▸ RECORD LIST:
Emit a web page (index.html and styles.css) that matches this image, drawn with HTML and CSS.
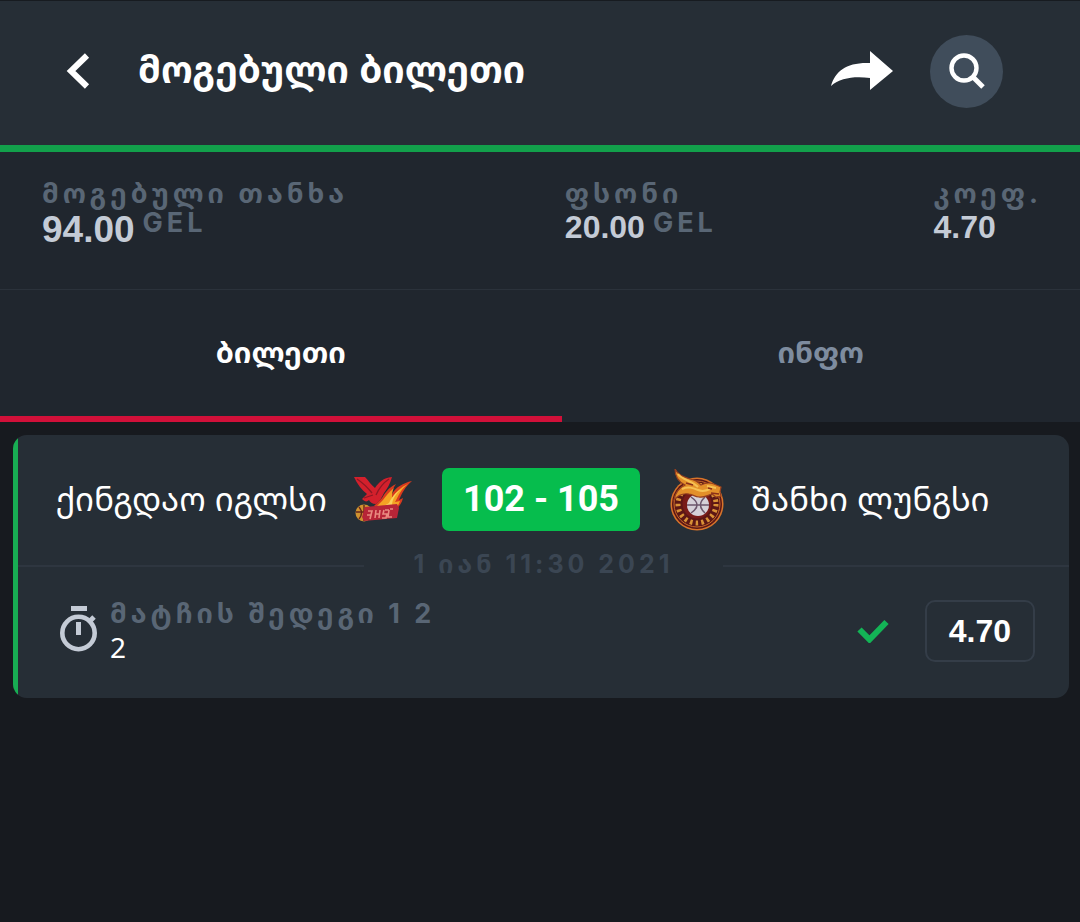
FILE: index.html
```html
<!DOCTYPE html>
<html lang="ka">
<head>
<meta charset="utf-8">
<meta name="viewport" content="width=device-width, initial-scale=1">
<title>მოგებული ბილეთი</title>
<link rel="stylesheet" href="styles.css">
</head>
<body>
<header class="topbar">
  <button class="icon-button back" type="button" aria-label="უკან">
    <svg width="24" height="36" viewBox="0 0 24 36"><path d="M21 2.500 5 18l16 15.500" fill="none" stroke="currentColor" stroke-width="6"/></svg>
  </button>
  <h1 class="title">მოგებული ბილეთი</h1>
  <button class="icon-button share" type="button" aria-label="გაზიარება">
    <svg width="64" height="40" viewBox="0 0 64 40"><path d="M40 0 63 20 40 39V27C24 25 10 27 1 35 5 20 17 11 40 12Z" fill="currentColor"/></svg>
  </button>
  <button class="icon-button search" type="button" aria-label="ძებნა">
    <svg width="36" height="36" viewBox="0 0 36 36"><circle cx="15" cy="15" r="12.5" fill="none" stroke="currentColor" stroke-width="4.4"/><path d="m24 24 10 10" stroke="currentColor" stroke-width="5"/></svg>
  </button>
</header>
<main>
  <dl class="summary">
    <div class="stat"><dt class="label">მოგებული თანხა</dt><dd class="amount amount-large">94.00<span class="label unit">GEL</span></dd></div>
    <div class="stat"><dt class="label">ფსონი</dt><dd class="amount">20.00<span class="label unit">GEL</span></dd></div>
    <div class="stat"><dt class="label">კოეფ.</dt><dd class="amount">4.70</dd></div>
  </dl>
  <nav class="tabs">
    <button class="tab tab-active" type="button">ბილეთი</button>
    <button class="tab" type="button">ინფო</button>
  </nav>
  <article class="card">
    <div class="match">
      <div class="team team-home">
        <span class="team-name">ქინგდაო იგლსი</span>
        <svg class="logo" width="58" height="54" viewBox="0 0 58 54">
          <path d="M58 8C49 10 42 14 38 21c0-4 2-7 4-10-8 4-11 9-14 14l-8 8 22 4c3-4 6-7 7-12l-4 2c3-7 6-13 13-19Z" fill="#d93a1e"/>
          <path d="M54 11c-7 3-12 8-16 14 0-4 0-7 2-10-5 4-8 8-11 12l-7 7 19 2c3-3 4-5 5-8l-5 1c4-7 6-13 13-18Z" fill="#f4a224"/>
          <path d="M47 16c-6 4-9 8-12 14l-7 4 10-1c0-7 4-12 9-17Z" fill="#fbd25a"/>
          <path d="M0 4h11c4 4 6 8 10 11 4-6 8-10 17-11-2 7-5 12-8 16-2 4-4 8-8 11-4 0-6-2-7-4-2 2-4 2-7-1l5-5C8 17 3 11 0 4Z" fill="#d3202c"/>
          <path d="M3 6c6 4 11 9 15 14M35 6c-6 4-10 9-13 16M10 25l9-3" fill="none" stroke="#8d1824" stroke-width="1.3"/>
          <circle cx="10" cy="40" r="8.500" fill="#cf922f"/><path d="M2 39h16M10 32v16M5 34q5 6 0 12" fill="none" stroke="#65261b" stroke-width="1.4"/>
          <path d="m11 34 32-3 2 4-2 10-33 3-2-4Z" fill="#b72537"/>
          <path d="M14 38h4l-1 4h-4m4 0-1 4m6-9-1 8m5-8-1 8m-4-4h4m6-4h4m-5 0-1 4h5m-1 0-1 4h-4m8-9h3m-4 1-1 7h4" fill="none" stroke="#e98a80" stroke-width="1.6"/>
        </svg>
      </div>
      <strong class="score">102 - 105</strong>
      <div class="team team-away">
        <svg class="logo" width="54" height="62" viewBox="0 0 54 62">
          <circle cx="27" cy="35" r="26.500" fill="#d8742a"/><circle cx="27" cy="35" r="25" fill="#5c1715"/><circle cx="27" cy="35" r="23" fill="none" stroke="#c96a2a" stroke-width="1"/>
          <circle cx="27" cy="35" r="19" fill="none" stroke="#d99136" stroke-width="5" stroke-dasharray="2.500 3.200"/>
          <circle cx="27" cy="35" r="14.500" fill="#781b18"/><circle cx="28" cy="36" r="11" fill="#d5d1d8"/>
          <path d="M17 36h22M21 28q12 8 0 16M35 28q-9 8 0 16" fill="none" stroke="#6b566b" stroke-width="1.500"/>
          <path d="M5 0c3 6 9 8 15 10 5 1 8 3 11 6 4-2 8-3 13-1l7 3-1 5 1 4-5 1-4-3c-4 1-8 4-13 3-4 0-7-3-10-3-6-1-11 1-15 6 1-7 5-12 11-15C9 13 5 8 5 0Z" fill="#e3902a" stroke="#97401f" stroke-width="1.200"/>
          <path d="M8 5c4 6 13 6 20 13M12 20c6-3 11-1 16 1s8 1 12-1M37 17l9 2" fill="none" stroke="#f6c153" stroke-width="2"/>
          <path d="m38 19 4 1m-1 4 8 1M16 14l7 2" fill="none" stroke="#8c3019" stroke-width="1.500"/>
        </svg>
        <span class="team-name">შანხი ლუნგსი</span>
      </div>
    </div>
    <div class="date-row"><time class="label date" datetime="2021-01-01T11:30">1 იან 11:30 2021</time></div>
    <div class="bet">
      <svg class="timer" width="38" height="46" viewBox="0 0 38 46"><path d="M11 2.500h16M18.500 16v13" fill="none" stroke="currentColor" stroke-width="5"/><circle cx="18.500" cy="27" r="16.200" fill="none" stroke="currentColor" stroke-width="4.600"/><path d="m29 16 5-5" stroke="currentColor" stroke-width="5"/></svg>
      <div class="pick"><span class="label">მატჩის შედეგი 1 2</span><span class="pick-value">2</span></div>
      <svg class="check" width="32" height="24" viewBox="0 0 32 24"><path d="m2.500 10.500 10 10L29.500 3" fill="none" stroke="currentColor" stroke-width="6"/></svg>
      <span class="odds">4.70</span>
    </div>
  </article>
</main>
</body>
</html>
```
FILE: styles.css
```css
* { box-sizing: border-box; }
body {
  margin: 0;
  min-height: 100vh;
  background: #171a1f;
  color: #fff;
  font-family: "Liberation Sans", "Noto Sans Georgian", "DejaVu Sans", sans-serif;
}
button { font: inherit; color: inherit; border: 0; background: none; padding: 0; cursor: pointer; }
svg { display: block; flex: none; }
.topbar {
  display: flex;
  align-items: center;
  min-height: 152px;
  padding: 0 77px 4px 66px;
  background: #262e36;
  border-top: 1px solid #171b20;
  border-bottom: 7px solid #12a04b;
}
.title { flex: 1; margin: 0 0 0 48px; font-size: 37px; line-height: 40px; }
.search {
  display: grid;
  place-items: center;
  width: 73px;
  height: 73px;
  margin-left: 36px;
  border-radius: 50%;
  background: #404d5b;
}
.summary {
  display: flex;
  justify-content: space-between;
  min-height: 138px;
  margin: 0;
  padding: 26px 38px 0 42px;
  background: #20262e;
  border-bottom: 1px solid #2b323b;
}
.label {
  color: #596675;
  font-family: Inter, "Noto Sans Georgian", "DejaVu Sans", sans-serif;
  font-size: 27px;
  font-weight: 700;
  line-height: 32px;
  letter-spacing: 4px;
}
.amount { display: flex; gap: 8px; margin: 0; color: #c4cbd6; font-size: 32px; font-weight: 700; line-height: 34px; }
.amount-large { font-size: 37px; line-height: 40px; }
.unit { line-height: 26px; }
.tabs { display: grid; grid-template-columns: 52fr 48fr; min-height: 132px; background: #20262e; }
.tab { padding-bottom: 4px; border-bottom: 6px solid transparent; color: #7e8c9f; font-size: 29px; font-weight: 700; }
.tab-active { border-color: #d11039; color: #fff; }
.card { margin: 13px 11px 0 13px; padding-bottom: 34px; background: linear-gradient(to right, #18ad53 5px, #262e36 5px); border-radius: 14px; }
.match { display: grid; grid-template-columns: 1fr auto 1fr; align-items: center; gap: 30px; padding: 33px 38px 0 38px; }
.team { display: flex; align-items: center; gap: 27px; }
.team-home { justify-content: flex-end; }
.team-name { font-size: 33px; line-height: 40px; white-space: nowrap; }
.score { padding: 0 21px; border-radius: 7px; background: #06bd4d; font-family: Roboto, sans-serif; font-size: 36px; line-height: 63px; white-space: nowrap; }
.date-row { display: flex; align-items: center; gap: 50px; margin: 17px 0 0 5px; }
.date-row::before, .date-row::after { content: ""; flex: 1; height: 2px; background: #2e3640; }
.date { padding-bottom: 4px; color: #3b4653; font-size: 25px; }
.bet { display: flex; align-items: center; padding: 14px 34px 0 47px; }
.timer { margin-bottom: 4px; color: #c4cbd6; }
.pick { display: flex; flex: 1; flex-direction: column; margin-left: 12px; }
.pick-value { font-family: "Noto Sans", sans-serif; font-size: 28px; line-height: 34px; }
.check { color: #13b456; }
.odds { margin-left: 36px; padding: 0 22px; border: 2px solid #343d48; border-radius: 10px; font-size: 32px; font-weight: 700; line-height: 58px; }
```
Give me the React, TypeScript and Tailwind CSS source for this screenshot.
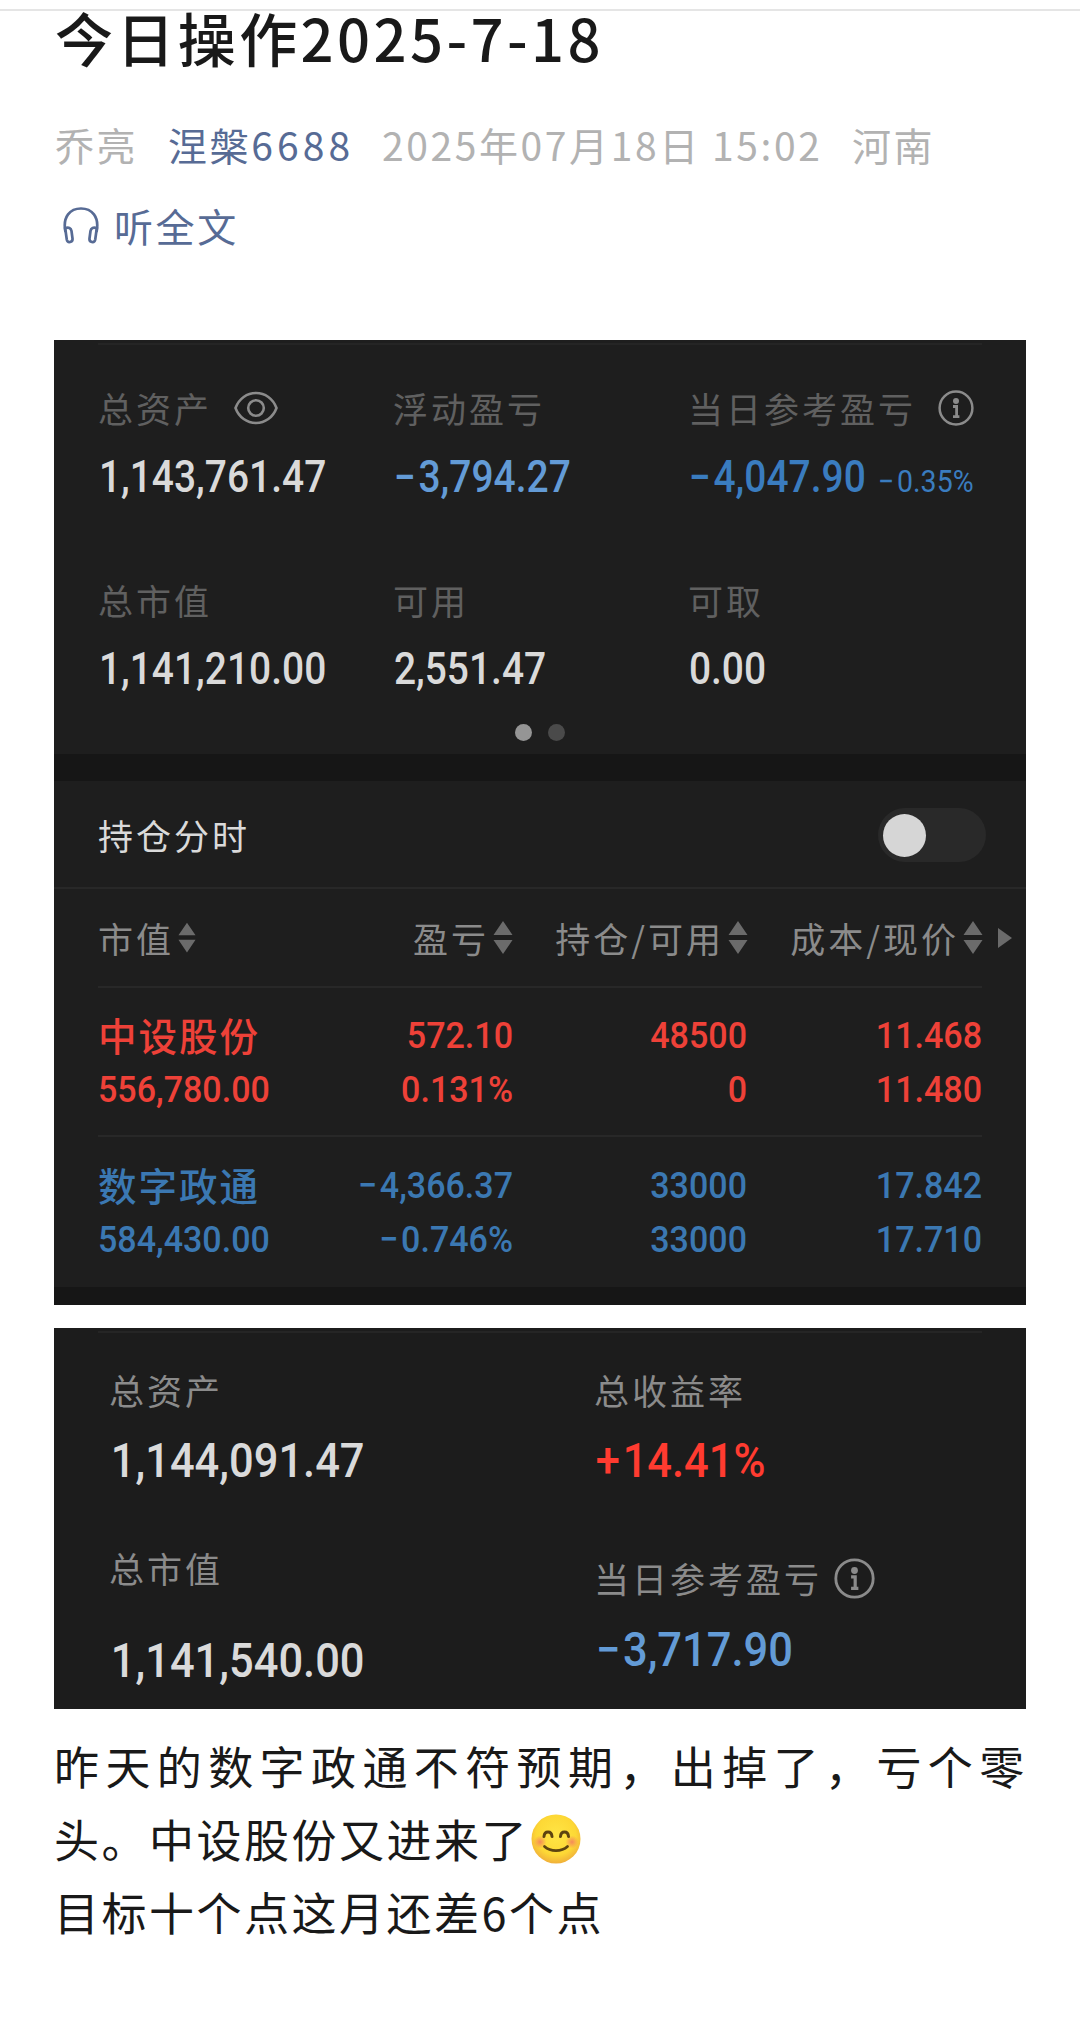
import React from 'react';

const summary = [
  { label: '总资产', value: '1,143,761.47', color: 'text-[#dadada]', icon: 'eye' },
  { label: '浮动盈亏', value: '−3,794.27', color: 'text-[#639bd6]' },
  { label: '当日参考盈亏', value: '−4,047.90', color: 'text-[#3a7cbf]', icon: 'info', extra: '−0.35%' },
  { label: '总市值', value: '1,141,210.00', color: 'text-[#dadada]' },
  { label: '可用', value: '2,551.47', color: 'text-[#dadada]' },
  { label: '可取', value: '0.00', color: 'text-[#dadada]' },
];

const holdings = [
  {
    name: '中设股份',
    color: 'text-[#ee4138]',
    marketValue: '556,780.00',
    profit: ['572.10', '0.131%'],
    position: ['48500', '0'],
    price: ['11.468', '11.480'],
  },
  {
    name: '数字政通',
    color: 'text-[#3b78b2]',
    marketValue: '584,430.00',
    profit: ['−4,366.37', '−0.746%'],
    position: ['33000', '33000'],
    price: ['17.842', '17.710'],
  },
];

function EyeIcon() {
  return (
    <svg width="44" height="34" viewBox="0 0 44 34" fill="none" stroke="#8b8b8b" strokeWidth="2.6">
      <path d="M1.5 17C5 7.5 13 2 22 2s17 5.5 20.5 15C39 26.5 31 32 22 32S5 26.5 1.5 17z" />
      <circle cx="22" cy="17" r="7.8" />
    </svg>
  );
}

function InfoIcon({ size }: { size: number }) {
  return (
    <svg width={size} height={size} viewBox="0 0 36 36" fill="none" stroke="#8b8b8b" strokeWidth="2.5">
      <circle cx="18" cy="18" r="16.4" />
      <circle cx="18" cy="11" r="3" fill="#8b8b8b" stroke="none" />
      <path d="M15 16.5h3.6V26M15 26.7h6.4" strokeWidth="2.8" />
    </svg>
  );
}

function HeadphoneIcon() {
  return (
    <svg width="36" height="37" viewBox="0 0 36 37" fill="none" stroke="#576b95" strokeWidth="2.7">
      <path d="M2.5 25C-.8 9.500 7.500 1.500 18 1.500S36.800 9.500 33.500 25" />
      <path d="M2.200 21.300c3.300-1.600 5.800-.3 6.300 2.700l1 7.500c.5 4-4.800 5-5.700 1.200z" />
      <path d="M33.800 21.300c-3.300-1.600-5.800-.3-6.300 2.700l-1 7.500c-.5 4 4.800 5 5.700 1.200z" />
    </svg>
  );
}

function SortIcon() {
  return (
    <svg width="20" height="34" viewBox="0 0 20 34" fill="#6b6b6b">
      <path d="M10 0l9.500 14H.5zM10 33L.5 19h19z" />
    </svg>
  );
}

function SmileEmoji() {
  return (
    <svg className="ml-[2px]" width="50" height="50" viewBox="0 0 50 50" fill="none">
      <defs>
        <radialGradient id="face" cx="50%" cy="42%" r="58%">
          <stop offset="0" stopColor="#ffe545" />
          <stop offset="0.7" stopColor="#fdd835" />
          <stop offset="1" stopColor="#f0b03a" />
        </radialGradient>
        <radialGradient id="blush">
          <stop offset="0" stopColor="#f58a5a" />
          <stop offset="1" stopColor="#f58a5a" stopOpacity="0" />
        </radialGradient>
      </defs>
      <circle cx="25" cy="25" r="24.5" fill="url(#face)" />
      <circle cx="9" cy="28" r="6.5" fill="url(#blush)" />
      <circle cx="41" cy="28" r="6.5" fill="url(#blush)" />
      <path d="M13 22.500c.5-6 7.500-6 8 0M29.500 22.500c.5-6 7.500-6 8 0" stroke="#5d4410" strokeWidth="3" strokeLinecap="round" />
      <path d="M13.500 32.500c6 5.500 17 5.500 23 0" stroke="#5d4410" strokeWidth="2.8" strokeLinecap="round" />
    </svg>
  );
}

// The sign sits a little apart from the digits
function Amount({ value }: { value: string }) {
  const signed = value.startsWith('−') || value.startsWith('+');
  if (!signed) return <>{value}</>;
  return (
    <>
      <span className="mr-[3px]">{value[0]}</span>
      {value.slice(1)}
    </>
  );
}

function BigAmount({ value, color }: { value: string; color: string }) {
  return (
    <div className={`origin-left scale-x-[.905] pl-[2px] font-['Roboto',sans-serif] text-[48px] leading-[60px] font-medium tracking-[0px] ${color}`}>
      <Amount value={value} />
    </div>
  );
}

function HeaderCell({ label }: { label: string }) {
  return (
    <div className="flex items-center justify-end gap-[4px] text-[#8b8b8b]">
      <span className="whitespace-nowrap">{label}</span>
      <SortIcon />
    </div>
  );
}

function RightCell({ value }: { value: string }) {
  return (
    <span className="origin-right scale-x-[.92] text-right">
      <Amount value={value} />
    </span>
  );
}

export default function App() {
  return (
    <div className="w-[1080px] h-[2020px] bg-white pt-[9px] text-[#191919] font-['Noto_Sans_CJK_SC',sans-serif]">
      <div className="h-[2px] bg-[#e5e5e5]" />

      {/* Article header */}
      <div className="px-[55px]">
        <h1 className="-mt-[3px] h-[58px] text-[58px] leading-[58px] font-medium tracking-[3.4px]">今日操作2025-7-18</h1>
        <div className="mt-[50px] flex h-[56px] items-center text-[39px] tracking-[2.6px] text-[#b2b2b2] whitespace-nowrap">
          <span className="w-[113px]">乔亮</span>
          <span className="w-[214px] text-[#576b95]">涅槃<span className="tracking-[4.1px]">6688</span></span>
          <span className="w-[470px]">2025年07月18日 15:02</span>
          <span>河南</span>
        </div>
        <div className="mt-[25px] flex h-[56px] items-center gap-[15px] pl-[8px] text-[39px] tracking-[2.6px] text-[#576b95]">
          <HeadphoneIcon />
          <span>听全文</span>
        </div>
      </div>

      {/* Account panel */}
      <div className="mx-[54px] mt-[87px] h-[965px] bg-[#1e1e1e] text-[35px] tracking-[3px]">
        <div className="h-[414px] px-[44px] pt-[3px]">
          <div className="h-[2px] bg-[#252525]" />
          <div className="grid grid-cols-[295px_295px_1fr] grid-rows-[192px_149px] pt-[37px]">
            {summary.map((item) => (
              <div key={item.label} className="whitespace-nowrap">
                <div className="flex h-[52px] items-center text-[#606060]">
                  <span>{item.label}</span>
                  {item.icon === 'eye' && <span className="ml-[22px]"><EyeIcon /></span>}
                  {item.icon === 'info' && <span className="ml-[22px]"><InfoIcon size={36} /></span>}
                </div>
                <div className={`mt-[18px] flex items-baseline font-['Roboto',sans-serif] font-medium tracking-[0px] ${item.color}`}>
                  <span className="origin-left scale-x-[.895] pl-[1px] text-[43.5px] leading-[52px]">
                    <Amount value={item.value} />
                  </span>
                  {item.extra && (
                    <span className="-ml-[9px] origin-left scale-x-[.92] text-[31px] font-normal">
                      <Amount value={item.extra} />
                    </span>
                  )}
                </div>
              </div>
            ))}
          </div>
          <div className="mt-px flex justify-center gap-[16px]">
            <div className="size-[17px] rounded-full bg-[#959595]" />
            <div className="size-[17px] rounded-full bg-[#4a4a4a]" />
          </div>
        </div>

        <div className="h-[27px] bg-[#161616]" />

        <div className="flex h-[108px] items-center justify-between border-b-2 border-[#282828] pt-[2px] pl-[44px] pr-[40px]">
          <span className="text-[#dadada]">持仓分时</span>
          <div className="flex h-[54px] w-[108px] items-center rounded-full bg-[#292929] pl-[5px]">
            <div className="size-[43px] rounded-full bg-[#d6d6d6]" />
          </div>
        </div>

        <div className="px-[44px]">
          <div className="grid h-[99px] grid-cols-[98px_317px_235px_235px_13px] items-center border-b-2 border-[#282828] pt-px">
            <HeaderCell label="市值" />
            <HeaderCell label="盈亏" />
            <HeaderCell label="持仓/可用" />
            <HeaderCell label="成本/现价" />
            <svg className="ml-[15px] max-w-none" width="14" height="20" viewBox="0 0 14 20" fill="#6b6b6b">
              <path d="M0 0l14 10L0 20z" />
            </svg>
          </div>
          {holdings.map((stock) => (
            <div
              key={stock.name}
              className={`grid h-[149px] grid-cols-[180px_235px_234px_235px] content-center border-b-2 border-[#282828] pt-[2px] font-['Roboto',sans-serif] text-[37px] leading-[54px] font-medium tracking-[0px] last:border-0 ${stock.color}`}
            >
              <span className="-mt-[2px] mb-[2px] font-['Noto_Sans_CJK_SC',sans-serif] text-[38.5px] font-medium tracking-[2px]">{stock.name}</span>
              <RightCell value={stock.profit[0]} />
              <RightCell value={stock.position[0]} />
              <RightCell value={stock.price[0]} />
              <span className="origin-left scale-x-[.92]">{stock.marketValue}</span>
              <RightCell value={stock.profit[1]} />
              <RightCell value={stock.position[1]} />
              <RightCell value={stock.price[1]} />
            </div>
          ))}
        </div>
        <div className="mt-px h-[18px] bg-[#161616]" />
      </div>

      {/* Return panel */}
      <div className="mx-[54px] mt-[23px] h-[381px] bg-[#1c1c1c] px-[44px] pt-[3px] text-[35px] tracking-[3px] text-[#8b8b8b]">
        <div className="h-[2px] bg-[#252525]" />
        <div className="flex pl-[11px] pt-[31px] leading-[52px]">
          <div className="w-[485px]">
            <div className="mb-[15px]">总资产</div>
            <BigAmount value="1,144,091.47" color="text-[#dadada]" />
            <div className="mt-[51px] mb-[37px]">总市值</div>
            <BigAmount value="1,141,540.00" color="text-[#dadada]" />
          </div>
          <div>
            <div className="mb-[15px]">总收益率</div>
            <BigAmount value="+14.41%" color="text-[#ff3b30]" />
            <div className="mt-[61px] mb-[16px] flex items-center gap-[12px]">
              <span>当日参考盈亏</span>
              <InfoIcon size={41} />
            </div>
            <BigAmount value="−3,717.90" color="text-[#639bd6]" />
          </div>
        </div>
      </div>

      {/* Article text */}
      <div className="mx-[54px] mt-[20px] text-[45px] leading-[73px] tracking-[2.5px]">
        <p className="whitespace-nowrap tracking-[6.4px]">昨天的数字政通不符预期，出掉了，亏个零</p>
        <p className="flex items-center">头。中设股份又进来了<SmileEmoji /></p>
        <p>目标十个点这月还差6个点</p>
      </div>
    </div>
  );
}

▸ WHAT YOU SHOULD DO:
Any pictures should be left out. Reproduce every line from the one holding "Give me the" down to the one holding "import React from 'react';", both of those lines included.

▸ WRITTEN REPLY:
Give me the React, TypeScript and Tailwind CSS source for this screenshot.
import React from 'react';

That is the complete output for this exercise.